Ainsi, la question de la citoyenneté ne tient pas compte des expériences quotidiennes que font les Suisses noirs de couleur dans leurs rapports avec les autorités de sécurité et de protection, le système de santé ou le système éducatif. De plus, cet anti-racialisme rend impossible une attitude critique vis-à-vis du régime des frontières européennes, qui fait des personnes non blanches un prétendu danger pour l'Europe.

Mettre l'accent sur la question de la citoyenneté plutôt que sur le racisme colonial a des conséquences désastreuses pour les personnes concernées. Jusqu'à présent, les autorités pouvaient s'adonner à diverses pratiques racistes en toute impunité, comme l'a par exemple montré une étude sur le profilage racial en Suisse. Les personnes concernées ont ainsi fait état, entre autres, d'insultes racistes de la part de fonctionnaires, de contrôles illégitimes de véhicules, de fouilles corporelles illégales et du risque permanent d'être retiré de groupes de personnes et contrôlé.

Le mouvement Black Lives Matter rend visible les expériences des personnes noires en Suisse et critique ainsi le racisme structurellement ancré. Le mouvement rompt avec le regard porté jusqu'ici sur la citoyenneté et exige une approche réfléchie de sa propre histoire coloniale. Les autorités suisses sont au centre de la critique, tout comme la culture populaire et de consommation suisse, comme l'illustrent les débats sur les noms de produits racistes, les comptes rendus des médias ou les cliques de carnaval.

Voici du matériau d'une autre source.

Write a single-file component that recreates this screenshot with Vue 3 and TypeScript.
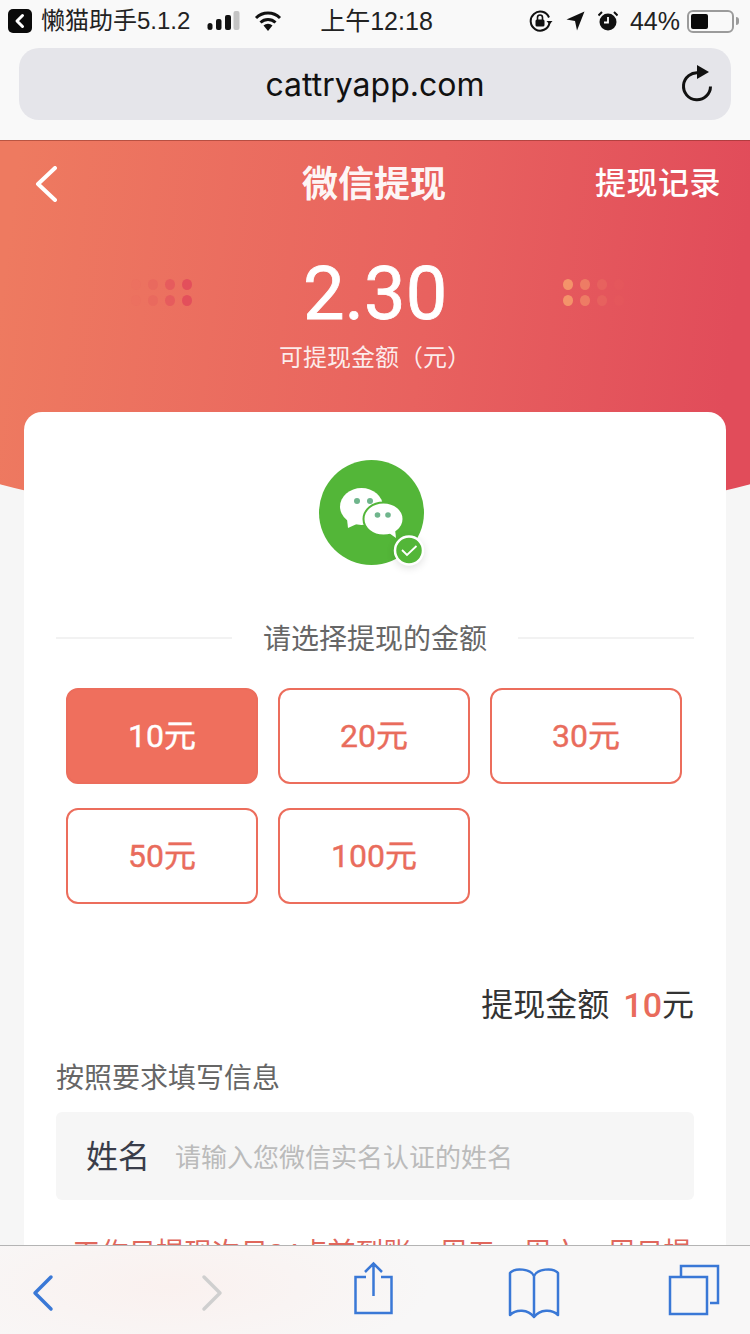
<template>
  <div class="phone">
    <!-- 系统状态栏 -->
    <div class="status-bar">
      <div class="status-left">
        <span class="app-back">
          <svg width="24" height="24" viewBox="0 0 24 24"><path d="M14.5 6.5 9 12l5.5 5.500" fill="none" stroke="#fff" stroke-width="3" stroke-linecap="round" stroke-linejoin="round" /></svg>
        </span>
        <span class="app-name">懒猫助手5.1.2</span>
        <svg class="signal" width="34" height="20" viewBox="0 0 34 20">
          <rect x="0.500" y="12" width="5" height="7" rx="2.500" fill="#111" />
          <rect x="9" y="8" width="5.500" height="11" rx="2" fill="#111" />
          <rect x="18" y="4" width="6" height="15" rx="2" fill="#111" />
          <rect x="26.500" y="0" width="6" height="19" rx="2" fill="#c4c4c4" />
        </svg>
        <svg class="wifi" width="28" height="20" viewBox="0 0 28 20">
          <path d="M2 7a17 17 0 0 1 24 0M6.500 11.500a11 11 0 0 1 15 0" fill="none" stroke="#111" stroke-width="3" />
          <path d="M9.500 14.500a6.500 6.500 0 0 1 9 0L14 20z" fill="#111" />
        </svg>
      </div>
      <span class="clock">上午12:18</span>
      <div class="status-right">
        <svg width="24" height="22" viewBox="0 0 24 22">
          <path d="M20.500 13A9.500 9.500 0 1 1 20 7.500" fill="none" stroke="#111" stroke-width="2" />
          <path d="M17.500 11h6l-3 3.500z" fill="#111" />
          <rect x="6.500" y="9.500" width="9" height="7" rx="1.500" fill="#111" />
          <path d="M8.500 10V7.500a2.500 2.500 0 0 1 5 0V10" fill="none" stroke="#111" stroke-width="1.600" />
        </svg>
        <svg class="loc" width="19" height="20" viewBox="0 0 19 20"><path d="M18.500 0.500 0.500 8.500l8.500 1.500 2 9.500z" fill="#111" /></svg>
        <svg class="alarm" width="20" height="20" viewBox="0 0 20 20">
          <circle cx="10" cy="11" r="8.500" fill="#111" />
          <path d="M10 6v5.500H6" fill="none" stroke="#fff" stroke-width="1.800" />
          <path d="M0.500 4.500 4 1M19.500 4.500 16 1" stroke="#111" stroke-width="2" />
        </svg>
        <span class="battery-text">44%</span>
        <span class="battery"><span class="battery-fill" :style="{ width: batteryWidth }" /></span>
        <span class="battery-nub" />
      </div>
    </div>

    <!-- 地址栏 -->
    <div class="url-wrap">
      <div class="url-bar">
        <span class="url-text">cattryapp.com</span>
        <svg class="reload" width="34" height="42" viewBox="0 0 34 42">
          <path d="M19 11A13.500 13.500 0 1 0 30.500 24.500" fill="none" stroke="#111" stroke-width="3" />
          <path d="M17 3l12 7-12 7z" fill="#111" />
        </svg>
      </div>
    </div>

    <div class="page">
      <section class="hero">
        <div class="nav">
          <svg class="nav-back" width="22" height="36" viewBox="0 0 22 36"><path d="M20 2 3 18l17 16" fill="none" stroke="#fff" stroke-width="4" stroke-linecap="round" stroke-linejoin="round" /></svg>
          <span class="nav-title">微信提现</span>
          <span class="nav-link">提现记录</span>
        </div>
        <div class="amount-row">
          <div class="dots dots-left">
            <i v-for="(o, i) in leftDots" :key="i" :style="{ opacity: o }" />
          </div>
          <span class="amount">2.30</span>
          <div class="dots dots-right">
            <i v-for="(o, i) in rightDots" :key="i" :style="{ opacity: o }" />
          </div>
        </div>
        <div class="amount-label">可提现金额（元）</div>
      </section>

      <section class="card">
        <svg class="wechat" width="120" height="120" viewBox="310 455 120 120">
          <defs>
            <filter id="soft" x="-50%" y="-50%" width="200%" height="200%"><feGaussianBlur stdDeviation="4" /></filter>
          </defs>
          <circle cx="371.500" cy="512.500" r="52.500" fill="#53b638" />
          <ellipse cx="361.500" cy="506.500" rx="21.500" ry="18.500" fill="#fff" />
          <path d="M347 519l1 9 11-5z" fill="#fff" />
          <ellipse cx="383.500" cy="519" rx="20" ry="16.500" fill="#fff" stroke="#53b638" stroke-width="2" />
          <path d="M389 533l7 5-1-9z" fill="#fff" />
          <circle cx="357" cy="501" r="3" fill="#6fb58c" />
          <circle cx="370" cy="501" r="3" fill="#6fb58c" />
          <circle cx="377.500" cy="515" r="2.800" fill="#6fb58c" />
          <circle cx="388" cy="515" r="2.800" fill="#6fb58c" />
          <circle cx="409" cy="553" r="15" fill="#000" opacity="0.12" filter="url(#soft)" />
          <circle cx="409" cy="550.500" r="14" fill="#53b638" stroke="#fff" stroke-width="2.500" />
          <path d="M402 550l5 5 9.500-9" fill="none" stroke="#fff" stroke-width="1.800" />
        </svg>

        <div class="divider">
          <span class="line" />
          <span class="divider-text">请选择提现的金额</span>
          <span class="line" />
        </div>

        <div class="options">
          <button
            v-for="n in options"
            :key="n"
            class="option"
            :class="{ active: n === selected }"
            type="button"
            @click="selected = n"
          >{{ n }}元</button>
        </div>

        <div class="total">
          <span>提现金额</span>
          <span class="total-num">{{ selected }}</span><span>元</span>
        </div>

        <div class="form-title">按照要求填写信息</div>
        <label class="field">
          <span class="field-label">姓名</span>
          <input class="field-input" type="text" placeholder="请输入您微信实名认证的姓名" />
        </label>

        <p class="notice">+工作日提现次日24点前到账，周五、周六、周日提</p>
      </section>
    </div>

    <!-- Safari 底部工具栏 -->
    <div class="toolbar">
      <svg class="tb tb-back" width="26" height="38" viewBox="0 0 26 38"><path d="M21 3 5 19l16 16" fill="none" stroke="#3a78d6" stroke-width="3.500" stroke-linecap="round" stroke-linejoin="round" /></svg>
      <svg class="tb tb-forward" width="26" height="38" viewBox="0 0 26 38"><path d="M5 3l16 16L5 35" fill="none" stroke="#cfcfcf" stroke-width="3.500" stroke-linecap="round" stroke-linejoin="round" /></svg>
      <svg class="tb tb-share" width="44" height="56" viewBox="0 0 44 56">
        <path d="M14 16H3.500v36h36V16H29M21.500 35V3M13 11l8.500-8.500L30 11" fill="none" stroke="#3a78d6" stroke-width="2.500" />
      </svg>
      <svg class="tb tb-book" width="54" height="52" viewBox="0 0 54 52">
        <path d="M27 9C24 2 8 0 3 6v42c6-6 18-6 24 2 6-8 18-8 24-2V6c-5-6-21-4-24 3zM27 9v41" fill="none" stroke="#3a78d6" stroke-width="2.500" stroke-linejoin="round" />
      </svg>
      <svg class="tb tb-tabs" width="52" height="52" viewBox="0 0 52 52">
        <path d="M13 12V2h37v37h-8" fill="none" stroke="#3a78d6" stroke-width="2.500" />
        <rect x="2" y="13" width="37" height="37" fill="none" stroke="#3a78d6" stroke-width="2.500" />
      </svg>
    </div>
  </div>
</template>

<script setup lang="ts">
import { ref } from 'vue';

const options = [10, 20, 30, 50, 100];
const selected = ref(10);
const batteryWidth = '44%';

// 左右装饰圆点，朝外渐隐
const leftDots = [0.05, 0.2, 0.55, 0.9, 0.05, 0.2, 0.55, 0.9];
const rightDots = [0.9, 0.55, 0.18, 0.04, 0.9, 0.55, 0.18, 0.04];
</script>

<style>
html,
body {
  margin: 0;
  background: #f6f6f6;
}
</style>

<style scoped>
.phone {
  width: 750px;
  height: 1334px;
  display: flex;
  flex-direction: column;
  overflow: hidden;
  font-family: 'Liberation Sans', 'Noto Sans CJK SC', sans-serif;
  background: #f6f6f6;
}

/* 状态栏 */
.status-bar {
  height: 42px;
  flex: none;
  display: grid;
  grid-template-columns: 1fr auto 1fr;
  align-items: center;
  padding: 0 11px 0 8px;
  box-sizing: border-box;
  background: #f9f9f9;
  color: #111;
}
.status-left,
.status-right {
  display: flex;
  align-items: center;
}
.status-right { justify-content: flex-end; }
.app-back {
  width: 24px;
  height: 24px;
  border-radius: 5px;
  background: #0a0a0a;
  display: flex;
}
.app-name {
  margin-left: 9px;
  font-size: 24px;
  line-height: 30px;
  color: #222;
}
.signal { margin-left: 17px; }
.wifi { margin-left: 13px; }
.clock {
  font-size: 25px;
  line-height: 30px;
  margin-left: 6px;
  color: #222;
}
.loc { margin-left: 13px; }
.alarm { margin-left: 13px; }
.battery-text {
  margin-left: 12px;
  font-size: 25px;
  color: #222;
}
.battery {
  margin-left: 7px;
  width: 47px;
  height: 23px;
  border: 2px solid #9b9b9b;
  border-radius: 6px;
  box-sizing: border-box;
  padding: 2px;
  display: flex;
}
.battery-fill {
  background: #0a0a0a;
  border-radius: 2px;
}
.battery-nub {
  margin-left: 2px;
  width: 3px;
  height: 8px;
  border-radius: 0 3px 3px 0;
  background: #9b9b9b;
}

/* 地址栏 */
.url-wrap {
  height: 98px;
  flex: none;
  padding: 6px 19px 0;
  box-sizing: border-box;
  background: #f9f9f9;
}
.url-bar {
  height: 72px;
  border-radius: 20px;
  background: #e5e5ea;
  display: flex;
  align-items: center;
  justify-content: center;
  position: relative;
}
.url-text {
  font-family: Inter, 'Liberation Sans', sans-serif;
  font-size: 32px;
  color: #111;
}
.reload {
  position: absolute;
  right: 17px;
  top: 14px;
}

/* 页面主体 */
.page {
  flex: 1;
  min-height: 0;
  overflow: hidden;
  position: relative;
}
.hero {
  position: relative;
  height: 272px;
  color: #fff;
}
.hero::before {
  content: '';
  position: absolute;
  top: 0;
  left: -75px;
  width: 900px;
  height: 381px;
  border-radius: 0 0 450px 450px / 0 0 82px 82px;
  background: linear-gradient(97deg, #ee7a60 10%, #e8625f 55%, #e14c5a 88%);
  box-shadow: inset 0 1px 0 rgba(120, 40, 30, 0.45);
}
.nav,
.amount-row,
.amount-label { position: relative; }
.nav {
  height: 86px;
  display: flex;
  align-items: center;
  justify-content: center;
}
.nav-back {
  position: absolute;
  left: 35px;
  top: 26px;
}
.nav-title {
  font-size: 36px;
  font-weight: 700;
  margin: -4px 0 0 -2px;
  color: rgba(255, 255, 255, 0.96);
}
.nav-link {
  position: absolute;
  right: 29px;
  top: 18px;
  font-size: 31px;
  letter-spacing: 0.5px;
  font-weight: 500;
}
.amount-row {
  display: flex;
  align-items: center;
  padding-left: 131px;
  height: 76px;
  margin-top: 30px;
}
.amount {
  width: 144px;
  margin: 0 116px 0 111px;
  text-align: center;
  font-family: Roboto, 'Liberation Sans', sans-serif;
  font-weight: 400;
  font-size: 74px;
  line-height: 76px;
  -webkit-text-stroke: 0.8px #fff;
}
.dots {
  display: grid;
  grid-template-columns: repeat(4, 10px);
  gap: 5px 7px;
  margin-top: -4px;
}
.dots i {
  height: 11px;
  border-radius: 50%;
}
.dots-left i { background: #e24b5b; }
.dots-right i { background: #f59a6c; }
.amount-label {
  margin-top: 10px;
  text-align: center;
  font-size: 24px;
  line-height: 32px;
  color: rgba(255, 255, 255, 0.88);
}

/* 白色卡片 */
.card {
  position: relative;
  margin: 0 24px;
  padding: 43px 32px 0;
  background: #fff;
  border-radius: 18px 18px 0 0;
}
.wechat {
  display: block;
  margin-left: 254px;
}
.divider {
  display: flex;
  align-items: center;
  justify-content: space-between;
  margin-top: 42px;
  height: 40px;
}
.line {
  width: 176px;
  height: 2px;
  margin-top: 2px;
  background: #f2f2f2;
}
.divider-text {
  font-size: 28px;
  color: #666;
}
.options {
  display: grid;
  grid-template-columns: repeat(3, 192px);
  gap: 24px 20px;
  margin: 31px 0 0 10px;
}
.option {
  height: 96px;
  padding: 0 0 6px;
  border: 2px solid #ec6d5c;
  border-radius: 12px;
  background: #fff;
  color: #e96c5c;
  font: inherit;
  font-family: Roboto, 'Noto Sans CJK SC', sans-serif;
  font-size: 32px;
  font-weight: 400;
  -webkit-text-stroke: 0.4px currentColor;
}
.option.active {
  background: #ef6f5d;
  color: #fff;
}
.total {
  margin-top: 80px;
  display: flex;
  justify-content: flex-end;
  align-items: center;
  font-size: 32px;
  line-height: 42px;
  color: #333;
}
.total-num {
  margin-left: 14px;
  font-family: Roboto, 'Liberation Sans', sans-serif;
  font-size: 34px;
  font-weight: 500;
  color: #e96c5c;
}
.form-title {
  margin-top: 32px;
  font-size: 28px;
  line-height: 42px;
  color: #666;
}
.field {
  margin-top: 12px;
  height: 88px;
  display: flex;
  align-items: center;
  padding-left: 30px;
  background: #f6f6f6;
  border-radius: 6px;
}
.field-label {
  font-size: 32px;
  color: #3a3d4a;
  margin-top: -4px;
}
.field-input {
  flex: 1;
  min-width: 0;
  margin-left: 25px;
  padding: 4px 0 0;
  border: none;
  outline: none;
  background: transparent;
  font: inherit;
  font-size: 26px;
}
.field-input::placeholder { color: #bbb; opacity: 1; }
.notice {
  margin: 32px 0 0;
  font-size: 28px;
  line-height: 44px;
  white-space: nowrap;
  color: #e0675c;
}

/* 工具栏 */
.toolbar {
  height: 89px;
  flex: none;
  display: flex;
  align-items: flex-start;
  box-sizing: border-box;
  border-top: 1px solid #b4b4b4;
  background: radial-gradient(ellipse 260px 80px at 170px 40px, #faf1ef, rgba(250, 241, 239, 0) 100%), #f8f7f7;
}
.tb { flex: none; }
.tb-back { margin: 28px 0 0 30px; }
.tb-forward { margin: 28px 0 0 143px; }
.tb-share { margin: 15px 0 0 127px; }
.tb-book { margin: 21px 0 0 111px; }
.tb-tabs { margin: 18px 0 0 107px; }
</style>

Black Lives Matter montre qu'il n'existe pratiquement aucun domaine de la culture suisse qui ne soit pas marqué par des stéréotypes coloniaux.
Le mouvement rompt donc avec l'amnésie coloniale et l'idée que le racisme émane d'individus isolés. Black Lives Matter montre un antiracisme qui vise à changer la société suisse de manière à ce que les personnes noires et les personnes de couleur ne soient plus exotisées, déshumanisées et criminalisées.